Even before the pandemic, many female scientists felt unsupported in their fields. Now, some are hitting a breaking point.
By Apoorva Mandavilli April 13, 2021, 2:30 a.m. ET
Like many women during the pandemic, Alisa Stephens found working from home to be a series of wearying challenges.
Dr. Stephens is a biostatistician at the University of Pennsylvania, and the technical and detail-oriented nature of her work requires long uninterrupted stretches of thought. Finding the time and mental space for that work with two young children at home proved to be an impossibility.
“That first month was really hard,” she recalled of the lockdown. Her infant daughter’s day care was closed, and her 5-year-old was at home instead of at school. With their nanny unable to come to the house, Dr. Stephens tended to her children all day and worked late into the evening. In the fall, when her daughter was set to begin kindergarten, the schools did not reopen.

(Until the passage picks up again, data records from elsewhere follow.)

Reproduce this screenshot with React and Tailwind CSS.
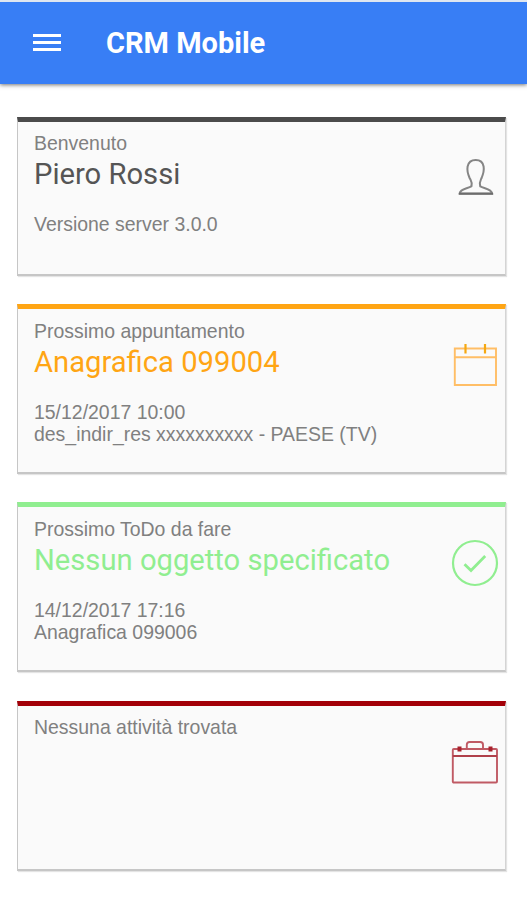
/**
 * CRM Mobile: home dashboard.
 * Top bar with menu button, then one card per section.
 */

const UserIcon = () => (
  <svg width="36" height="38" viewBox="0 0 36 38" fill="none" stroke="#858585" strokeWidth="2">
    <path d="M13.5 28.5C14.6 24 13 23 11.4 19.5C9.7 15.5 9 12 9.6 8.5C10.5 4 13.5 2 17.7 2C21.9 2 24.9 4 25.6 8.5C26.2 12 25.4 15.5 23.8 19.5C22.2 23 21 24 22.2 28.5" />
    <path d="M13.8 28.2C9 31 2.5 30.5 1.5 35.6H34.2C33 30.5 26.5 31 21.8 28.2" />
    <path d="M1 35.8H35" stroke="#6c6c6c" />
  </svg>
);

const CalendarIcon = () => (
  <svg width="44" height="44" viewBox="0 0 44 44" fill="none" stroke="#ffbe66" strokeWidth="1.9">
    <path d="M1.8 5.5H43V42H1.8ZM1.8 14.2H43" />
    <path d="M12.5 1V10.5M32 1V10.5" stroke="#f5a811" strokeWidth="2.2" />
  </svg>
);

const CheckIcon = () => (
  <svg width="48" height="48" viewBox="0 0 48 48" fill="none" stroke="#90ee90">
    <circle cx="24" cy="24" r="22" strokeWidth="2.2" />
    <path d="M13.5 25.2L20 31.5L34.2 17" strokeWidth="2.8" />
  </svg>
);

const BriefcaseIcon = () => (
  <svg width="48" height="44" viewBox="0 0 48 44" fill="none" stroke="#c05a64" strokeWidth="1.9">
    <rect x="1.8" y="9" width="44.2" height="33.5" rx="1" />
    <path d="M1.8 16H46" stroke="#b0404a" />
    <path d="M15.8 9V4.8Q15.8 2 18.6 2H29.2Q32 2 32 4.8V9" />
    <path d="M8.5 6.5V11.5M39.5 6.5V11.5" stroke="#a8222d" strokeWidth="4" />
  </svg>
);

const CARDS = [
  {
    id: "user",
    label: "Benvenuto",
    title: "Piero Rossi",
    lines: ["Versione server 3.0.0"],
    frame: "h-[159px] pt-[10px] border-t-[#4b4b4b]",
    color: "text-[#555555]",
    icon: <UserIcon />,
    iconPos: "top-[36px] right-[11px]",
  },
  {
    id: "appointment",
    label: "Prossimo appuntamento",
    title: "Anagrafica 099004",
    lines: ["15/12/2017 10:00", "des_indir_res xxxxxxxxxx - PAESE (TV)"],
    frame: "h-[170px] mt-7 pt-[11px] border-t-[#ffa514]",
    color: "text-[#ffa514]",
    icon: <CalendarIcon />,
    iconPos: "top-[34px] right-[8px]",
  },
  {
    id: "todo",
    label: "Prossimo ToDo da fare",
    title: "Nessun oggetto specificato",
    lines: ["14/12/2017 17:16", "Anagrafica 099006"],
    frame: "h-[170px] mt-7 pt-[11px] border-t-[#90ee90]",
    color: "text-[#90ee90]",
    icon: <CheckIcon />,
    iconPos: "top-[32px] right-[6px]",
  },
  {
    id: "activity",
    label: "Nessuna attività trovata",
    title: null,
    lines: [],
    frame: "h-[170px] mt-[29px] pt-[10px] border-t-[#a30008]",
    color: "text-[#a30008]",
    icon: <BriefcaseIcon />,
    iconPos: "top-[34px] right-[6px]",
  },
];

function Card({ label, title, lines, frame, color, icon, iconPos }) {
  return (
    <section className={`relative border border-t-[5px] border-b-2 border-[#c6c6c6] border-r-[#d4d4d4] bg-[#fafafa] pl-4 shadow-[1px_1px_1px_#e4e4e4] ${frame}`}>
      <p>{label}</p>
      {title && <h2 className={`font-['Roboto',sans-serif] text-[29.2px] leading-[40px] ${color}`}>{title}</h2>}
      <div className="mt-[19px]">
        {lines.map((line) => (
          <p key={line}>{line}</p>
        ))}
      </div>
      <div className={`absolute ${iconPos}`}>{icon}</div>
    </section>
  );
}

export default function App() {
  return (
    <div className="h-[900px] overflow-hidden bg-white font-['Liberation_Sans',Arial,sans-serif]">
      <header className="flex h-[84px] items-center border-t-2 border-t-[#dfe6f0] bg-[#387ef5] pl-[33px] shadow-[0_1px_4px_rgba(0,0,0,0.55)]">
        <button className="mb-px flex w-7 flex-col gap-1" aria-label="Menu">
          <span className="h-[3px] bg-white" />
          <span className="h-[3px] bg-white" />
          <span className="h-[3px] bg-white" />
        </button>
        <h1 className="ml-[45px] font-['Roboto',sans-serif] text-[29px] font-bold leading-none text-white">CRM Mobile</h1>
      </header>

      <main className="pl-[17px] pr-[21px] pt-[33px] text-[19.45px] leading-[22px] text-[#808080]">
        {CARDS.map((card) => (
          <Card key={card.id} {...card} />
        ))}
      </main>
    </div>
  );
}
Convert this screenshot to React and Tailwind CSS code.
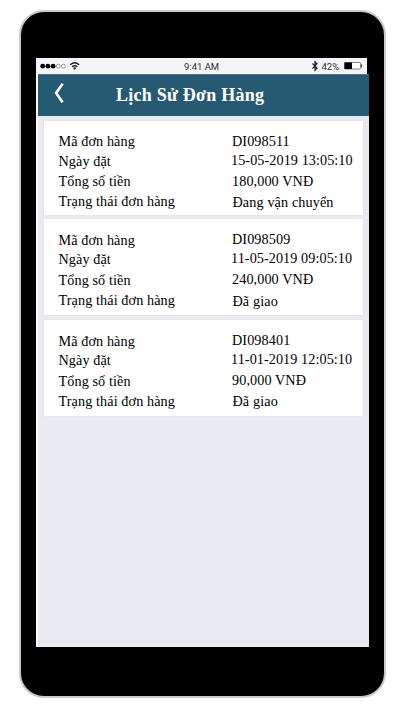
import React from 'react';

const orders = [
  {
    card: 'h-[94px]',
    labelPad: 'pt-[10px]',
    valuePad: 'pt-[10px]',
    labelRows: ['h-5', 'h-5', 'h-5', 'h-5'],
    valueRows: ['h-[19px]', 'h-[21px]', 'h-[21px]', 'h-5'],
    values: ['DI098511', '15-05-2019 13:05:10', '180,000 VNĐ', 'Đang vận chuyển'],
  },
  {
    card: 'h-[96px] mt-1',
    labelPad: 'pt-[11px]',
    valuePad: 'pt-[10px]',
    labelRows: ['h-[19px]', 'h-[21px]', 'h-5', 'h-5'],
    valueRows: ['h-[19px]', 'h-[21px]', 'h-[22px]', 'h-5'],
    values: ['DI098509', '11-05-2019 09:05:10', '240,000 VNĐ', 'Đã giao'],
  },
  {
    card: 'h-[96px] mt-[5px]',
    labelPad: 'pt-[11px]',
    valuePad: 'pt-[10px]',
    labelRows: ['h-[19px]', 'h-[21px]', 'h-5', 'h-5'],
    valueRows: ['h-[19px]', 'h-[21px]', 'h-[21px]', 'h-5'],
    values: ['DI098401', '11-01-2019 12:05:10', '90,000 VNĐ', 'Đã giao'],
  },
];

const labels = ['Mã đơn hàng', 'Ngày đặt', 'Tổng số tiền', 'Trạng thái đơn hàng'];
const valueStyles = [
  'pl-[0.5px] tracking-[0.1px]',
  '-ml-[0.5px] tracking-[0.08px]',
  'pl-[0.5px] tracking-[0.1px]',
  'pl-[1px] tracking-[0.12px]',
];

function StatusBar() {
  return (
    <div className="flex h-4 w-[331px] items-center bg-[#f4f5fa] pl-1 font-['Roboto','Liberation_Sans',sans-serif] text-[10px] text-[#303030]">
      <svg className="h-4 w-[42px] shrink-0" viewBox="0 0 42 16">
        <g fill="#000">
          <circle cx="2.7" cy="8.2" r="2.4" />
          <circle cx="7.9" cy="8.2" r="2.4" />
          <circle cx="13.1" cy="8.2" r="2.4" />
        </g>
        <g fill="none" stroke="#777" strokeWidth="0.7">
          <circle cx="18.3" cy="8.2" r="2" />
          <circle cx="23.4" cy="8.2" r="2" />
        </g>
        <g fill="none" stroke="#222" strokeWidth="1.4">
          <path d="M30.3 6.8Q34.7 2.8 39.1 6.8" />
          <path d="M32.1 8.8Q34.7 6.5 37.3 8.8" />
        </g>
        <path d="M33 9.9Q34.7 8.7 36.4 9.9L34.7 11.7Z" fill="#222" />
      </svg>
      <span className="ml-[102px] w-[36px] whitespace-nowrap pt-px text-[9.5px] leading-4">9:41 AM</span>
      <svg className="ml-[92px] h-4 w-[6px] shrink-0" viewBox="0 0 6 16" fill="none" stroke="#222" strokeWidth="1.2">
        <path d="M0.5 5.5L5 10.2L3 12.2V3.8L5 5.8L0.5 10.5" />
      </svg>
      <span className="ml-[3.5px] w-[19px] whitespace-nowrap pt-px text-[9.5px] leading-4">42%</span>
      <svg className="ml-[2.5px] h-4 w-[20px] shrink-0" viewBox="0 0 20 16">
        <rect x="1.5" y="4.5" width="16" height="6.5" rx="0.7" fill="#fff" stroke="#777" strokeWidth="0.9" />
        <rect x="1.5" y="4.5" width="7.5" height="6.5" fill="#000" />
        <rect x="18" y="6.5" width="1" height="2.5" fill="#333" />
      </svg>
    </div>
  );
}

function OrderCard({ order }) {
  return (
    <section className={`flex w-[319px] bg-white pl-[14.5px] text-[14.2px] leading-5 text-black shadow-[0_0_0_1px_#e7e5e9] ${order.card}`}>
      <div className={`w-[173px] tracking-[0.1px] ${order.labelPad}`}>
        {labels.map((label, i) => (
          <div key={label} className={`whitespace-nowrap ${order.labelRows[i]}`}>{label}</div>
        ))}
      </div>
      <div className={order.valuePad}>
        {order.values.map((value, i) => (
          <div key={i} className={`whitespace-nowrap ${order.valueRows[i]} ${valueStyles[i]}`}>{value}</div>
        ))}
      </div>
    </section>
  );
}

export default function App() {
  return (
    <div className="h-[715px] w-[405px] overflow-hidden bg-white pl-[19px] pt-[10px] font-['Liberation_Serif',serif]">
      <div className="h-[688px] w-[367px] rounded-[25px] border-2 border-[#c9c9c9] bg-black pl-[15px] pt-[46px]">
        <div className="flex h-[589px] w-[333px] flex-col">
          <StatusBar />
          <div className="flex-1 border-l-2 border-white bg-[#e9eaf0]">
            <header className="flex h-[42px] items-start border-t border-[#54798d] bg-[#265a72]">
              <svg className="ml-4 mt-[7px] h-6 w-3" viewBox="0 0 12 24" fill="none" stroke="#fff" strokeWidth="2.6">
                <path d="M8.6 1.8L2.1 11L8.6 20.2" />
              </svg>
              <h1 className="ml-[50px] mt-[10px] whitespace-nowrap text-[18px] font-bold leading-5 tracking-[0.25px] text-white">Lịch Sử Đơn Hàng</h1>
            </header>
            <main className="pl-1.5 pt-[5px]">
              {orders.map((order) => (
                <OrderCard key={order.values[0]} order={order} />
              ))}
            </main>
          </div>
        </div>
      </div>
    </div>
  );
}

Things eased once the family could safely bring in a nanny, but there was still little time for the deep thought Dr. Stephens had relied on each morning for her work. Over time, she has adjusted her expectations of herself.
“Maybe I’m at 80 percent as opposed to 100 percent, but I can get things done at 80 percent to some extent,” she said. “It’s not great, it’s not my best, but it’s enough for now.”
Dr. Stephens is in good company. Several studies have found that women have published fewer papers, led fewer clinical trials and received less recognition for their expertise during the pandemic.
Add to that the emotional upheaval and stress of the pandemic, the protests over structural racism, worry about children’s mental health and education, and the lack of time to think or work, and an already unsustainable situation becomes unbearable.